• _What is needed_:
Your task is to copy every line of this material exactly.

======== Collected data

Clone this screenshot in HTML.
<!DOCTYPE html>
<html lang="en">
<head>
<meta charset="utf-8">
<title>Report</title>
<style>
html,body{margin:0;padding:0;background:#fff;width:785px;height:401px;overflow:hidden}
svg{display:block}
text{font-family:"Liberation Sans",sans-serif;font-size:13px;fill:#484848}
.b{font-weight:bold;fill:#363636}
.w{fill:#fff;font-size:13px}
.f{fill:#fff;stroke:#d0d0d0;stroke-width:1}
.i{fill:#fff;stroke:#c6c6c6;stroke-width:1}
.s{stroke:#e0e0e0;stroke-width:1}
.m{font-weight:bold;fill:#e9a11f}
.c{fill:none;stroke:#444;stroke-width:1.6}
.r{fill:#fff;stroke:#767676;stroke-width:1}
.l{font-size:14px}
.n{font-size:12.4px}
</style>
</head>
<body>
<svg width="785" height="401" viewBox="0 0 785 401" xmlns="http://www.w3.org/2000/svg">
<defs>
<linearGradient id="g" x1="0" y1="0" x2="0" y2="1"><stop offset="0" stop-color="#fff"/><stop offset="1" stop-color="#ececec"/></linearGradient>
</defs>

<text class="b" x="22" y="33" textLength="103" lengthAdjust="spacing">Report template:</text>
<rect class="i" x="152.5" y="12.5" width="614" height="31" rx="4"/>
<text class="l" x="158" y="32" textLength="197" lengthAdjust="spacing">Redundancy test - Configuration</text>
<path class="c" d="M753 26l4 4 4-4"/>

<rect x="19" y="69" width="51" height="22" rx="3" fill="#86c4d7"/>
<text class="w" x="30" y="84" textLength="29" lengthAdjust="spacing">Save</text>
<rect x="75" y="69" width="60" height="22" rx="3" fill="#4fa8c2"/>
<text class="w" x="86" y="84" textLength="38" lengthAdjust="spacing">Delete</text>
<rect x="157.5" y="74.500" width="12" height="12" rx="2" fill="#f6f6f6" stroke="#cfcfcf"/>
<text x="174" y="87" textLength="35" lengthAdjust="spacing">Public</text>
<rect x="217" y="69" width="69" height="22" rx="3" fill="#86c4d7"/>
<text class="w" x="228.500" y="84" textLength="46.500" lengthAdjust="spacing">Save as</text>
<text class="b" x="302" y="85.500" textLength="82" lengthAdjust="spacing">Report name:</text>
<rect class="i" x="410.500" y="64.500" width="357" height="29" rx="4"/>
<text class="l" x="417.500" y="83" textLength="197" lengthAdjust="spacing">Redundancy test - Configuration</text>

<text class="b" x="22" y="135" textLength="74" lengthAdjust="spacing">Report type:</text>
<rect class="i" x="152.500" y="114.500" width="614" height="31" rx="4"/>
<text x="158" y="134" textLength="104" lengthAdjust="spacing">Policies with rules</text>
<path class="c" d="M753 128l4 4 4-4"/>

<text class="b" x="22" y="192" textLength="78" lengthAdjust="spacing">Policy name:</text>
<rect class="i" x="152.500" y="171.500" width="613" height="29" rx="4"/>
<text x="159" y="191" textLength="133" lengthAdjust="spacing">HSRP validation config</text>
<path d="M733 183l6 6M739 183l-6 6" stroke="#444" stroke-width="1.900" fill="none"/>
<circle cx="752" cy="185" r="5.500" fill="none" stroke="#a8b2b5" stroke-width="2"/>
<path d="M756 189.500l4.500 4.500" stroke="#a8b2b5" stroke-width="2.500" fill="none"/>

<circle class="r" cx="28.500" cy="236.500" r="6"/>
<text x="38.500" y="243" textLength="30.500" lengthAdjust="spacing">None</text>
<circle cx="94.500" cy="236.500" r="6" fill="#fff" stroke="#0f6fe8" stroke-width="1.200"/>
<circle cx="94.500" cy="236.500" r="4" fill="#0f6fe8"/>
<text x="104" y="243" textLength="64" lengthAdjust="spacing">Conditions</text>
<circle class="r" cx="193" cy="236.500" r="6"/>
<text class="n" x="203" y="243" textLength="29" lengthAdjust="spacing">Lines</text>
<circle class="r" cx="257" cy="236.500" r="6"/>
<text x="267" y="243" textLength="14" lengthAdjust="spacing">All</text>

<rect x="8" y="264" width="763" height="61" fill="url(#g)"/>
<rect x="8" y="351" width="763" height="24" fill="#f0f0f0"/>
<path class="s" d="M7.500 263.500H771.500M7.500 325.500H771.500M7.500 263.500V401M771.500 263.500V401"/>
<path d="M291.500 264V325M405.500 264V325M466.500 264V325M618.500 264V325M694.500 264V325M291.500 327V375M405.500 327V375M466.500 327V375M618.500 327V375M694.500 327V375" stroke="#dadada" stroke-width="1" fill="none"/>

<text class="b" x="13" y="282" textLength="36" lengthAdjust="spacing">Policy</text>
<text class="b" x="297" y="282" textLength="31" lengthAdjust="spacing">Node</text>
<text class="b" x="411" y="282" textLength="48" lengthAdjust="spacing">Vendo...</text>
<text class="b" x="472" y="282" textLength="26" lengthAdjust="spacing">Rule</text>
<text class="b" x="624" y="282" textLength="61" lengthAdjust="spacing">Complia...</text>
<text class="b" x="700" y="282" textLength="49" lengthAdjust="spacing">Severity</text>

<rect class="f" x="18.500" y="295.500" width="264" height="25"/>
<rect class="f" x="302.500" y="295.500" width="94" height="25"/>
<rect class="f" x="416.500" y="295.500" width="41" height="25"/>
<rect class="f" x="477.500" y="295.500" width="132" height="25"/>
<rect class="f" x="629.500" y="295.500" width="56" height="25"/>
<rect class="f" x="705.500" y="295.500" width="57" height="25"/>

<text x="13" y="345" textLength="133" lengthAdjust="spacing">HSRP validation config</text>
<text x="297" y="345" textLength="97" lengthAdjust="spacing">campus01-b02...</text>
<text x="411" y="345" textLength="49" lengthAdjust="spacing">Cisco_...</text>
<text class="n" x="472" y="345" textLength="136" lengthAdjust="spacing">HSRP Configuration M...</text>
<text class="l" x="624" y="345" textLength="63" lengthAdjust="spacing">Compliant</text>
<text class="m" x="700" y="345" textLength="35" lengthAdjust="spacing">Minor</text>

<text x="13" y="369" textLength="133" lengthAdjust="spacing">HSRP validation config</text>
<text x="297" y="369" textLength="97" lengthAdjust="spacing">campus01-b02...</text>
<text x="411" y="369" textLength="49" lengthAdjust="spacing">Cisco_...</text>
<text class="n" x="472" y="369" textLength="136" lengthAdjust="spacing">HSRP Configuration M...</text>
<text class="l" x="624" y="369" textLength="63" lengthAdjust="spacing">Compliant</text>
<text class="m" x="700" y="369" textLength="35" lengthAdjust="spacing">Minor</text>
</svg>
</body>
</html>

================

• _Response to the exercise_:
Clone this screenshot in HTML.
<!DOCTYPE html>
<html lang="en">
<head>
<meta charset="utf-8">
<title>Report</title>
<style>
html,body{margin:0;padding:0;background:#fff;width:785px;height:401px;overflow:hidden}
svg{display:block}
text{font-family:"Liberation Sans",sans-serif;font-size:13px;fill:#484848}
.b{font-weight:bold;fill:#363636}
.w{fill:#fff;font-size:13px}
.f{fill:#fff;stroke:#d0d0d0;stroke-width:1}
.i{fill:#fff;stroke:#c6c6c6;stroke-width:1}
.s{stroke:#e0e0e0;stroke-width:1}
.m{font-weight:bold;fill:#e9a11f}
.c{fill:none;stroke:#444;stroke-width:1.6}
.r{fill:#fff;stroke:#767676;stroke-width:1}
.l{font-size:14px}
.n{font-size:12.4px}
</style>
</head>
<body>
<svg width="785" height="401" viewBox="0 0 785 401" xmlns="http://www.w3.org/2000/svg">
<defs>
<linearGradient id="g" x1="0" y1="0" x2="0" y2="1"><stop offset="0" stop-color="#fff"/><stop offset="1" stop-color="#ececec"/></linearGradient>
</defs>

<text class="b" x="22" y="33" textLength="103" lengthAdjust="spacing">Report template:</text>
<rect class="i" x="152.5" y="12.5" width="614" height="31" rx="4"/>
<text class="l" x="158" y="32" textLength="197" lengthAdjust="spacing">Redundancy test - Configuration</text>
<path class="c" d="M753 26l4 4 4-4"/>

<rect x="19" y="69" width="51" height="22" rx="3" fill="#86c4d7"/>
<text class="w" x="30" y="84" textLength="29" lengthAdjust="spacing">Save</text>
<rect x="75" y="69" width="60" height="22" rx="3" fill="#4fa8c2"/>
<text class="w" x="86" y="84" textLength="38" lengthAdjust="spacing">Delete</text>
<rect x="157.5" y="74.500" width="12" height="12" rx="2" fill="#f6f6f6" stroke="#cfcfcf"/>
<text x="174" y="87" textLength="35" lengthAdjust="spacing">Public</text>
<rect x="217" y="69" width="69" height="22" rx="3" fill="#86c4d7"/>
<text class="w" x="228.500" y="84" textLength="46.500" lengthAdjust="spacing">Save as</text>
<text class="b" x="302" y="85.500" textLength="82" lengthAdjust="spacing">Report name:</text>
<rect class="i" x="410.500" y="64.500" width="357" height="29" rx="4"/>
<text class="l" x="417.500" y="83" textLength="197" lengthAdjust="spacing">Redundancy test - Configuration</text>

<text class="b" x="22" y="135" textLength="74" lengthAdjust="spacing">Report type:</text>
<rect class="i" x="152.500" y="114.500" width="614" height="31" rx="4"/>
<text x="158" y="134" textLength="104" lengthAdjust="spacing">Policies with rules</text>
<path class="c" d="M753 128l4 4 4-4"/>

<text class="b" x="22" y="192" textLength="78" lengthAdjust="spacing">Policy name:</text>
<rect class="i" x="152.500" y="171.500" width="613" height="29" rx="4"/>
<text x="159" y="191" textLength="133" lengthAdjust="spacing">HSRP validation config</text>
<path d="M733 183l6 6M739 183l-6 6" stroke="#444" stroke-width="1.900" fill="none"/>
<circle cx="752" cy="185" r="5.500" fill="none" stroke="#a8b2b5" stroke-width="2"/>
<path d="M756 189.500l4.500 4.500" stroke="#a8b2b5" stroke-width="2.500" fill="none"/>

<circle class="r" cx="28.500" cy="236.500" r="6"/>
<text x="38.500" y="243" textLength="30.500" lengthAdjust="spacing">None</text>
<circle cx="94.500" cy="236.500" r="6" fill="#fff" stroke="#0f6fe8" stroke-width="1.200"/>
<circle cx="94.500" cy="236.500" r="4" fill="#0f6fe8"/>
<text x="104" y="243" textLength="64" lengthAdjust="spacing">Conditions</text>
<circle class="r" cx="193" cy="236.500" r="6"/>
<text class="n" x="203" y="243" textLength="29" lengthAdjust="spacing">Lines</text>
<circle class="r" cx="257" cy="236.500" r="6"/>
<text x="267" y="243" textLength="14" lengthAdjust="spacing">All</text>

<rect x="8" y="264" width="763" height="61" fill="url(#g)"/>
<rect x="8" y="351" width="763" height="24" fill="#f0f0f0"/>
<path class="s" d="M7.500 263.500H771.500M7.500 325.500H771.500M7.500 263.500V401M771.500 263.500V401"/>
<path d="M291.500 264V325M405.500 264V325M466.500 264V325M618.500 264V325M694.500 264V325M291.500 327V375M405.500 327V375M466.500 327V375M618.500 327V375M694.500 327V375" stroke="#dadada" stroke-width="1" fill="none"/>

<text class="b" x="13" y="282" textLength="36" lengthAdjust="spacing">Policy</text>
<text class="b" x="297" y="282" textLength="31" lengthAdjust="spacing">Node</text>
<text class="b" x="411" y="282" textLength="48" lengthAdjust="spacing">Vendo...</text>
<text class="b" x="472" y="282" textLength="26" lengthAdjust="spacing">Rule</text>
<text class="b" x="624" y="282" textLength="61" lengthAdjust="spacing">Complia...</text>
<text class="b" x="700" y="282" textLength="49" lengthAdjust="spacing">Severity</text>

<rect class="f" x="18.500" y="295.500" width="264" height="25"/>
<rect class="f" x="302.500" y="295.500" width="94" height="25"/>
<rect class="f" x="416.500" y="295.500" width="41" height="25"/>
<rect class="f" x="477.500" y="295.500" width="132" height="25"/>
<rect class="f" x="629.500" y="295.500" width="56" height="25"/>
<rect class="f" x="705.500" y="295.500" width="57" height="25"/>

<text x="13" y="345" textLength="133" lengthAdjust="spacing">HSRP validation config</text>
<text x="297" y="345" textLength="97" lengthAdjust="spacing">campus01-b02...</text>
<text x="411" y="345" textLength="49" lengthAdjust="spacing">Cisco_...</text>
<text class="n" x="472" y="345" textLength="136" lengthAdjust="spacing">HSRP Configuration M...</text>
<text class="l" x="624" y="345" textLength="63" lengthAdjust="spacing">Compliant</text>
<text class="m" x="700" y="345" textLength="35" lengthAdjust="spacing">Minor</text>

<text x="13" y="369" textLength="133" lengthAdjust="spacing">HSRP validation config</text>
<text x="297" y="369" textLength="97" lengthAdjust="spacing">campus01-b02...</text>
<text x="411" y="369" textLength="49" lengthAdjust="spacing">Cisco_...</text>
<text class="n" x="472" y="369" textLength="136" lengthAdjust="spacing">HSRP Configuration M...</text>
<text class="l" x="624" y="369" textLength="63" lengthAdjust="spacing">Compliant</text>
<text class="m" x="700" y="369" textLength="35" lengthAdjust="spacing">Minor</text>
</svg>
</body>
</html>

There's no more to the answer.